====== Material supplied

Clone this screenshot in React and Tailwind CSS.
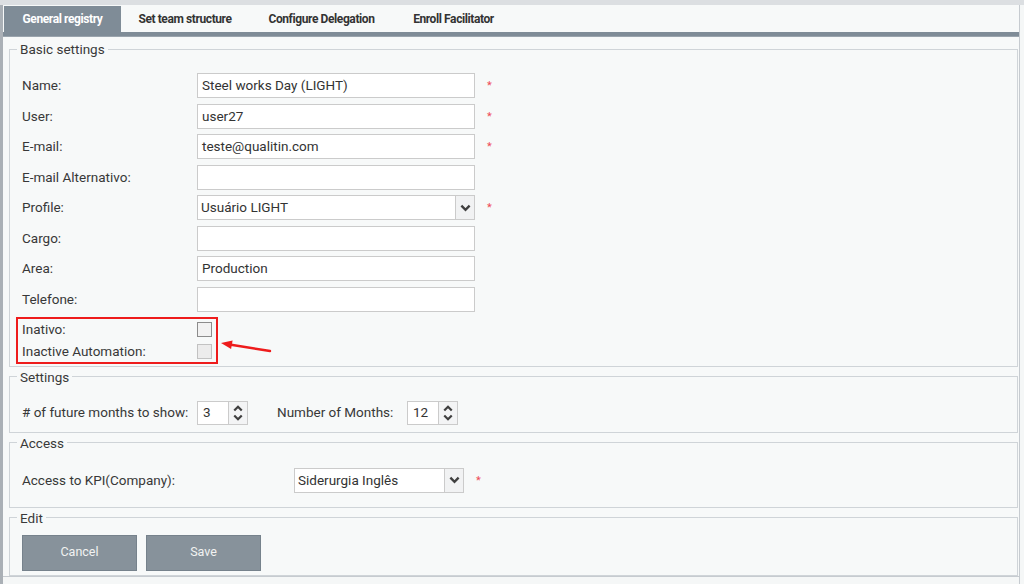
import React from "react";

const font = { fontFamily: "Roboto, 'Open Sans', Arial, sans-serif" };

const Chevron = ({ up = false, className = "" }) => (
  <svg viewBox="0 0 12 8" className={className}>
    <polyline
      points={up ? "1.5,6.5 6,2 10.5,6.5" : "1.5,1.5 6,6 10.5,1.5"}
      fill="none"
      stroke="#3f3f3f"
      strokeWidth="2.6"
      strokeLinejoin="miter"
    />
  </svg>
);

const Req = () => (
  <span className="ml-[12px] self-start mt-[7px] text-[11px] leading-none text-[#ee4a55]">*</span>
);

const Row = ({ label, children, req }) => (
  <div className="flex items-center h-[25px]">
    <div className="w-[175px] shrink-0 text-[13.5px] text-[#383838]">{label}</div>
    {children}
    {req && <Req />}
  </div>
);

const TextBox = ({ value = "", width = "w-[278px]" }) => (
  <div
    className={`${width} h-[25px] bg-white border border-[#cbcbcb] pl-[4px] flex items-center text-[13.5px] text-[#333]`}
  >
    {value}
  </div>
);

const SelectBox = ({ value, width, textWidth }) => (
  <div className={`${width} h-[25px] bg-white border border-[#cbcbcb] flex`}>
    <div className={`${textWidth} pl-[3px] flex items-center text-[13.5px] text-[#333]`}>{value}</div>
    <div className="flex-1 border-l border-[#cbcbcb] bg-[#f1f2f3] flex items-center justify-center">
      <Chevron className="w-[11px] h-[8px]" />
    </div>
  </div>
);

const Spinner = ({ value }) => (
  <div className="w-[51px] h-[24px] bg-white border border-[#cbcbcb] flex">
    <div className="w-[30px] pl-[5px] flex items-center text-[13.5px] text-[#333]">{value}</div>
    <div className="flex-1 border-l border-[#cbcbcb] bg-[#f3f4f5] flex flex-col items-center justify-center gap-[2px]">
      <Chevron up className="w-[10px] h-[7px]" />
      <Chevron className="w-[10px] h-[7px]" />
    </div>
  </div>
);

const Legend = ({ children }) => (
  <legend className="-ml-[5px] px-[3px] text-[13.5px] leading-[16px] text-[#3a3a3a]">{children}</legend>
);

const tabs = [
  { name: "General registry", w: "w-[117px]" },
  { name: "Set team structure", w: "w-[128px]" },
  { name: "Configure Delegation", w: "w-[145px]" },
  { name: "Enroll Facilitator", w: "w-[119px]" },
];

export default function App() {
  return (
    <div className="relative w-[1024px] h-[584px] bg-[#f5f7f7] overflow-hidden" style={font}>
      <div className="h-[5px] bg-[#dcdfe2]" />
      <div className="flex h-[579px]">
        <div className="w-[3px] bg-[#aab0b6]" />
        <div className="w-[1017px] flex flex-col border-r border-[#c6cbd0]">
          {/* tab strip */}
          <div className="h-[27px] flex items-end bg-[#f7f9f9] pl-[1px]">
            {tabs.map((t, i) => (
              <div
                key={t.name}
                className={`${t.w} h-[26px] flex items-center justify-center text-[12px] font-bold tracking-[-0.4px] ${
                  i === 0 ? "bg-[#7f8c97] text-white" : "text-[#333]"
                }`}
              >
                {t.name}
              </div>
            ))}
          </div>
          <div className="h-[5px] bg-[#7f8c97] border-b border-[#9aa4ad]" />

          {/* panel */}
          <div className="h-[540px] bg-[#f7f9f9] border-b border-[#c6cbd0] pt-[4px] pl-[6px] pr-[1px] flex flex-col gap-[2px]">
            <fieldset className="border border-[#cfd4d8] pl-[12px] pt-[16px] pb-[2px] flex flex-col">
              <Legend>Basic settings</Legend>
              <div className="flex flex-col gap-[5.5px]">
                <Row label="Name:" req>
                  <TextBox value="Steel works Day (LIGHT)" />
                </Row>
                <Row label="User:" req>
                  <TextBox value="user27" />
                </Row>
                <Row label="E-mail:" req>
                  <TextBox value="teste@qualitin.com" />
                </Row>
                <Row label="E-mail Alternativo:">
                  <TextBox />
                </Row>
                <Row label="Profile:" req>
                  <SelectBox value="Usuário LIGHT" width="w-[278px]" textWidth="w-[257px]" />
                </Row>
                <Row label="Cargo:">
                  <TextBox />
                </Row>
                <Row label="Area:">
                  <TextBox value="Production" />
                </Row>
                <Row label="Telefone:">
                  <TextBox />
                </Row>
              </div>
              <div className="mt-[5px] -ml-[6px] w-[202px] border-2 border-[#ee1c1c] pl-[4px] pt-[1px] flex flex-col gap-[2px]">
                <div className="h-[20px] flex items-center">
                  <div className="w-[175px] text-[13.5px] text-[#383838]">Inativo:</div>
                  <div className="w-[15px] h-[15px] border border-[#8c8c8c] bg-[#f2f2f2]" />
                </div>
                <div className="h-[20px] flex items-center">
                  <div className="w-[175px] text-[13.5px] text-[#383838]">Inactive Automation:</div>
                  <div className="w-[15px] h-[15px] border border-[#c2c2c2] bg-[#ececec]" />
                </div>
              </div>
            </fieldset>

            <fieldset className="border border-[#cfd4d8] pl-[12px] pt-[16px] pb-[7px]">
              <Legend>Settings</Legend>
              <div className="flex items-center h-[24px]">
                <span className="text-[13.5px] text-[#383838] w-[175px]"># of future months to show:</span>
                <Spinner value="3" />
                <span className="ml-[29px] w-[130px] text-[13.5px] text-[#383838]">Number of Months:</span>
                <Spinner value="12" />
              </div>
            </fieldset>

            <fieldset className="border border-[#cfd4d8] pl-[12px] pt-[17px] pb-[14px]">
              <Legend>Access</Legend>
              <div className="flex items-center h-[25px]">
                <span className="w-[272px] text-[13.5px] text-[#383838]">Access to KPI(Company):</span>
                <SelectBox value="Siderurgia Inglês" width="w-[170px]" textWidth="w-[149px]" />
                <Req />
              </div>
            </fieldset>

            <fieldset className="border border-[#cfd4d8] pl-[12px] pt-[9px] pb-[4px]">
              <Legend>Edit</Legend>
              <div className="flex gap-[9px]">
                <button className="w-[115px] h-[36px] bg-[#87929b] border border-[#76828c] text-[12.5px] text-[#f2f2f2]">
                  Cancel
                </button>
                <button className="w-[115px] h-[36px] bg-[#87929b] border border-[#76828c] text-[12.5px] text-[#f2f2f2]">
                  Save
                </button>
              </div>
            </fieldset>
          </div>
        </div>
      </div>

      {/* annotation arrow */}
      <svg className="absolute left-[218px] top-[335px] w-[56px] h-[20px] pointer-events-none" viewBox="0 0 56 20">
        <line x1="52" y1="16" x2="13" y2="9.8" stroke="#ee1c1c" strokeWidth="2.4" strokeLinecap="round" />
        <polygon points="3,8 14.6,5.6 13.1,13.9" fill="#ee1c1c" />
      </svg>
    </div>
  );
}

============
====== Material supplied

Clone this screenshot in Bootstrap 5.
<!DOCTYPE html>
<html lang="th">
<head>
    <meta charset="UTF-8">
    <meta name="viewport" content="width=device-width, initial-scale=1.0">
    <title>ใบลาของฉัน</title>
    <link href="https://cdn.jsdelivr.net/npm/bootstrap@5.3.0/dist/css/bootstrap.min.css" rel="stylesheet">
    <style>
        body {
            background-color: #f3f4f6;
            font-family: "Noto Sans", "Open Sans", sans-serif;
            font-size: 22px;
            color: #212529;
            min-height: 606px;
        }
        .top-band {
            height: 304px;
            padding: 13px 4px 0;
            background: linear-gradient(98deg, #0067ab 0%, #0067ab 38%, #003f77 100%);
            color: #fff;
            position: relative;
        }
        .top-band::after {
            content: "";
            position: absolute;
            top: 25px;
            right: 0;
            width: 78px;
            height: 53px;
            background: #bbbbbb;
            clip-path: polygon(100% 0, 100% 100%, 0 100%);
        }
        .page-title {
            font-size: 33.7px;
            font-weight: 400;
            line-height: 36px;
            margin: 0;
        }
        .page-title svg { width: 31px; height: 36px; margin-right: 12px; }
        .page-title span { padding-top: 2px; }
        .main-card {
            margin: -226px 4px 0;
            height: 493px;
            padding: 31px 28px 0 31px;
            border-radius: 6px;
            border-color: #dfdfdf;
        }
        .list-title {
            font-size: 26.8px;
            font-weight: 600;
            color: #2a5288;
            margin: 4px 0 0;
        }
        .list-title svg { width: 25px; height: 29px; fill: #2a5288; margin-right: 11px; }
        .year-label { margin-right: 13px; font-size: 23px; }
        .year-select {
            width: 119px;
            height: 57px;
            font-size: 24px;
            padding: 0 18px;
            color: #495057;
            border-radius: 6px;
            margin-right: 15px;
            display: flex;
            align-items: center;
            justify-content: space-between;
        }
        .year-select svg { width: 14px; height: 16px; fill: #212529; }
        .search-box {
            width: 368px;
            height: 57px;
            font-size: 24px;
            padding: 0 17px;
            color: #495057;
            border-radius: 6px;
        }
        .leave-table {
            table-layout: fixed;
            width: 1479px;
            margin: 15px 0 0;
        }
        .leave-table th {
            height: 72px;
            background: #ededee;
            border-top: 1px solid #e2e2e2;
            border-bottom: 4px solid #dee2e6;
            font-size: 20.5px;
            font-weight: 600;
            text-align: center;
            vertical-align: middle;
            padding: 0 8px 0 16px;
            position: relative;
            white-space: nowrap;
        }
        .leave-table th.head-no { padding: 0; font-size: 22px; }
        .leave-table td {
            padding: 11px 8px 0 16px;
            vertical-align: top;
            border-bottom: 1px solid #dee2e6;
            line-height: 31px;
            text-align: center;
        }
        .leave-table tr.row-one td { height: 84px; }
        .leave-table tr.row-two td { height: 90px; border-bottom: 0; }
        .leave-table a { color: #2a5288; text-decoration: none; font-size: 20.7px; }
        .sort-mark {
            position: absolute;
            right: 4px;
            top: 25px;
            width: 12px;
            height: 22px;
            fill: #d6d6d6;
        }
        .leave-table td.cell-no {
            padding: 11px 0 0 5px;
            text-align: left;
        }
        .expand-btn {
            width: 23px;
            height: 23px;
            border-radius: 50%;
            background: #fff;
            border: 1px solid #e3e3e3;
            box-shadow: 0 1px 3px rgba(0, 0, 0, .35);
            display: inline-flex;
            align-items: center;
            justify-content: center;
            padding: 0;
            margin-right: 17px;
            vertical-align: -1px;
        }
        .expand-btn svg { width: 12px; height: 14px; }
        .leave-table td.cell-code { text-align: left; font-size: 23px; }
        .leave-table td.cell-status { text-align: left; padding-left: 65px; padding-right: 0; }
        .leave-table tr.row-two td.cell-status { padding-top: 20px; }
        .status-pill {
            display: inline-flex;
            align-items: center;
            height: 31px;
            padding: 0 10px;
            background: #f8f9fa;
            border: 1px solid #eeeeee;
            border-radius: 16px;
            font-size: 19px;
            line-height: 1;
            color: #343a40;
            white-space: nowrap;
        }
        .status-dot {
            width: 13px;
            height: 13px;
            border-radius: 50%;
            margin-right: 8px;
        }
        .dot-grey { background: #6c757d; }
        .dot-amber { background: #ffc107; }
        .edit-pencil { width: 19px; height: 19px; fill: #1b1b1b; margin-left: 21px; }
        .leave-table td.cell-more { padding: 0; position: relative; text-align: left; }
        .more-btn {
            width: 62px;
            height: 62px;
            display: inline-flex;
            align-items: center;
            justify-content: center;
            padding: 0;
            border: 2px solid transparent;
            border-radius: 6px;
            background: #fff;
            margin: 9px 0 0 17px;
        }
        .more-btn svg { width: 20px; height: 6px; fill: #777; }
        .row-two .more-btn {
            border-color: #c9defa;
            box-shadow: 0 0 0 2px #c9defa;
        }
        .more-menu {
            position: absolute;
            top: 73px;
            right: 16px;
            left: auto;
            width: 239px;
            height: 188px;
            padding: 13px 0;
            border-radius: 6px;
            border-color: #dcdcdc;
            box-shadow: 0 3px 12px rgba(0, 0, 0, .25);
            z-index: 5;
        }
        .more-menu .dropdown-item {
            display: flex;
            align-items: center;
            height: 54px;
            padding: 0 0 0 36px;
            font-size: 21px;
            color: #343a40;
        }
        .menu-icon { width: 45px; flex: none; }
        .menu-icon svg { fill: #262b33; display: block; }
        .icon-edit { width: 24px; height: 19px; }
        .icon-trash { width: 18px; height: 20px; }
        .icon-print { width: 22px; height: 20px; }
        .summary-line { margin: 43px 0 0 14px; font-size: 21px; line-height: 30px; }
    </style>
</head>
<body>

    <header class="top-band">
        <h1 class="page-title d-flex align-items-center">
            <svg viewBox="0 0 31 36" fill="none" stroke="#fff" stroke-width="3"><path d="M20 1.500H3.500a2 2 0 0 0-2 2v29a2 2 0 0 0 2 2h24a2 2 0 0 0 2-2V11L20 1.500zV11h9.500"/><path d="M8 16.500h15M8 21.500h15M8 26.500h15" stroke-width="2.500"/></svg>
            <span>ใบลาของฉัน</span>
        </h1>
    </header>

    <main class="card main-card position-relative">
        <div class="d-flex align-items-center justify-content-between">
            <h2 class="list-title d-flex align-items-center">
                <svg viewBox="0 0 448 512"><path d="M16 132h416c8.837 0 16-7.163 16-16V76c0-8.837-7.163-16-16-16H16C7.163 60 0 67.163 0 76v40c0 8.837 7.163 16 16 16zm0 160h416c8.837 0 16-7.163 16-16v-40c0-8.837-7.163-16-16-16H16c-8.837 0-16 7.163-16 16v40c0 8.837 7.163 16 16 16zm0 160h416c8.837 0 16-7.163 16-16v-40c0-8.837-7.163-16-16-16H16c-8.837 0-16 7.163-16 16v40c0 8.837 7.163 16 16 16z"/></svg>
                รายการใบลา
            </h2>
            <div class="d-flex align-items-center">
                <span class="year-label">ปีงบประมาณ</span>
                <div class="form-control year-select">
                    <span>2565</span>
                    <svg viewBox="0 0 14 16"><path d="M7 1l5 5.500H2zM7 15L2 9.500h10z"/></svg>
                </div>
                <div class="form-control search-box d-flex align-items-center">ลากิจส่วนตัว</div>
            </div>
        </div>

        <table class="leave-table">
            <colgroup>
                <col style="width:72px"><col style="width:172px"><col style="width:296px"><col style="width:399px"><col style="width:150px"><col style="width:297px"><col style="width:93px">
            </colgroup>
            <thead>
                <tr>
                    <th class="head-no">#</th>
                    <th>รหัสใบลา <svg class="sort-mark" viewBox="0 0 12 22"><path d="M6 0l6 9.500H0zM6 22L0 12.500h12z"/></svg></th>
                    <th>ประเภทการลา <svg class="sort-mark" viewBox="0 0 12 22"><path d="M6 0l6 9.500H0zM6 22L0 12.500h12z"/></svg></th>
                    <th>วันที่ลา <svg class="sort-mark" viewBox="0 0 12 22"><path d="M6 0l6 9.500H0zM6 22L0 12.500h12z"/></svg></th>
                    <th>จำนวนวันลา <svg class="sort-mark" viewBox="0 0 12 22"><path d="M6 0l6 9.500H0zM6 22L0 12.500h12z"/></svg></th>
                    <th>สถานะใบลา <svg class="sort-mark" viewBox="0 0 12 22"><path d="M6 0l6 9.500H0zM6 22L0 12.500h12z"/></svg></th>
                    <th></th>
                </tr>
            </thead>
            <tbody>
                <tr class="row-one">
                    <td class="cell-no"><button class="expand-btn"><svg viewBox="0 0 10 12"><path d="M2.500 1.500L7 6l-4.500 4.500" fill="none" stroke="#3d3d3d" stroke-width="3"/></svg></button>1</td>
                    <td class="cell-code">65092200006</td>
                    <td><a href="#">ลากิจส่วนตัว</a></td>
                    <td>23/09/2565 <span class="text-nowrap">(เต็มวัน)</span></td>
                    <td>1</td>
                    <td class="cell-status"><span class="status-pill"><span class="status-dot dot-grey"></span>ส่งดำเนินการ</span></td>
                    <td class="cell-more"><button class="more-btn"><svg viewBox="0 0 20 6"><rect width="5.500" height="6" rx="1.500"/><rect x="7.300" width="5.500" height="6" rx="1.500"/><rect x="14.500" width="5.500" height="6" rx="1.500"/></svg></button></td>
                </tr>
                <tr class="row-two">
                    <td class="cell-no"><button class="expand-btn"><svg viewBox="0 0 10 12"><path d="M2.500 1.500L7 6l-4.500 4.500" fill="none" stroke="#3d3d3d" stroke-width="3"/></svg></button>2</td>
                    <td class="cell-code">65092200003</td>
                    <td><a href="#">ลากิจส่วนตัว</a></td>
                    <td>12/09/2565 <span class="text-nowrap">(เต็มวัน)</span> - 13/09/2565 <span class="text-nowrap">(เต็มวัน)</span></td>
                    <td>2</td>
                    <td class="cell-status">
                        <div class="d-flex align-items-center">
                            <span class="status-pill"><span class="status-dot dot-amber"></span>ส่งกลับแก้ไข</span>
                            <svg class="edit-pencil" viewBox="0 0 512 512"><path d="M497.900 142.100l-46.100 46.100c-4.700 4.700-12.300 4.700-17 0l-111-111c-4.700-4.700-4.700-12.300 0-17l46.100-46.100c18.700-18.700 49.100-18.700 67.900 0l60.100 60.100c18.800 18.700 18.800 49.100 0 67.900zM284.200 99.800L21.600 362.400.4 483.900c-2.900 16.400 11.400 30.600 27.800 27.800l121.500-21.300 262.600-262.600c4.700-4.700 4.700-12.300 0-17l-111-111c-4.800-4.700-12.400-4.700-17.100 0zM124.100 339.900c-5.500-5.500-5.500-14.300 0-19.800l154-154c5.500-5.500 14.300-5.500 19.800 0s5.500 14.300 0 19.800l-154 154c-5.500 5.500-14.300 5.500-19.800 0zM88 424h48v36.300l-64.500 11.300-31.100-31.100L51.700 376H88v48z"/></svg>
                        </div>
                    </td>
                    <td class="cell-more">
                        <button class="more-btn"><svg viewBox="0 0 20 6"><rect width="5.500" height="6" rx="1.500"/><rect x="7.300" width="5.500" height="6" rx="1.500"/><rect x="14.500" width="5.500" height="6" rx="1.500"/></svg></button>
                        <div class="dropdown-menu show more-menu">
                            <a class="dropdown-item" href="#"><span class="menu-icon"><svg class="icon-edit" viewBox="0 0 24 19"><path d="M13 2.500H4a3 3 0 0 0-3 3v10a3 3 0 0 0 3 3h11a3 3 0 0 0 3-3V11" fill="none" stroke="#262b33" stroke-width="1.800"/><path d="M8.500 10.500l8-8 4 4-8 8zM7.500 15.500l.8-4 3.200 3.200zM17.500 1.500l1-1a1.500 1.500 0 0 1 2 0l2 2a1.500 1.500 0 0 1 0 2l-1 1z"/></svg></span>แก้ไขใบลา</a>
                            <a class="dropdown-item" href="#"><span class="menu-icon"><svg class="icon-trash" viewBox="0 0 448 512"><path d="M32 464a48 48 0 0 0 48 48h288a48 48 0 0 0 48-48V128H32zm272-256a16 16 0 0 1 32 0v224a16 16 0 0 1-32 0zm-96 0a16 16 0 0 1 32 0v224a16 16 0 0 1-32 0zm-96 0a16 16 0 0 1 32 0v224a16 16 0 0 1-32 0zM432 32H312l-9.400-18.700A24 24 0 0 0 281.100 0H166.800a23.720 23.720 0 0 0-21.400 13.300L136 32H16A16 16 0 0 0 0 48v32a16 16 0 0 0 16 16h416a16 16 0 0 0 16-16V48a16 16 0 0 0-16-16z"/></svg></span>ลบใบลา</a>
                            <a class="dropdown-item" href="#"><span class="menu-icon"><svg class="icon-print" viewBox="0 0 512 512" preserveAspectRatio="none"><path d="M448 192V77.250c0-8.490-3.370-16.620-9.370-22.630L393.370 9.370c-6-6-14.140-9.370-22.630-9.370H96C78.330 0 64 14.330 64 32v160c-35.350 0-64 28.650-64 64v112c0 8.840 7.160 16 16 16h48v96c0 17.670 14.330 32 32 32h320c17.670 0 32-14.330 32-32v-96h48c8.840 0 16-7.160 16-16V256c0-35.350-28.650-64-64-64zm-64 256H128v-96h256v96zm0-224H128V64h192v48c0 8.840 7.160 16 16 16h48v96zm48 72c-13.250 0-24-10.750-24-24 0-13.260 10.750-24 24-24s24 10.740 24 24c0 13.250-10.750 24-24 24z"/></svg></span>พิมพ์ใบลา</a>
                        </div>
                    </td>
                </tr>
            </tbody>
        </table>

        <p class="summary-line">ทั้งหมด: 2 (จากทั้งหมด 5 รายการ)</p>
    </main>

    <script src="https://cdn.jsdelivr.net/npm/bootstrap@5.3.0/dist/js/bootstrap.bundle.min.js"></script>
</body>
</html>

============

Exercise requirements> Across the data above, how many lines include the word "screenshot"? Give only the count.

Exercise solution> 2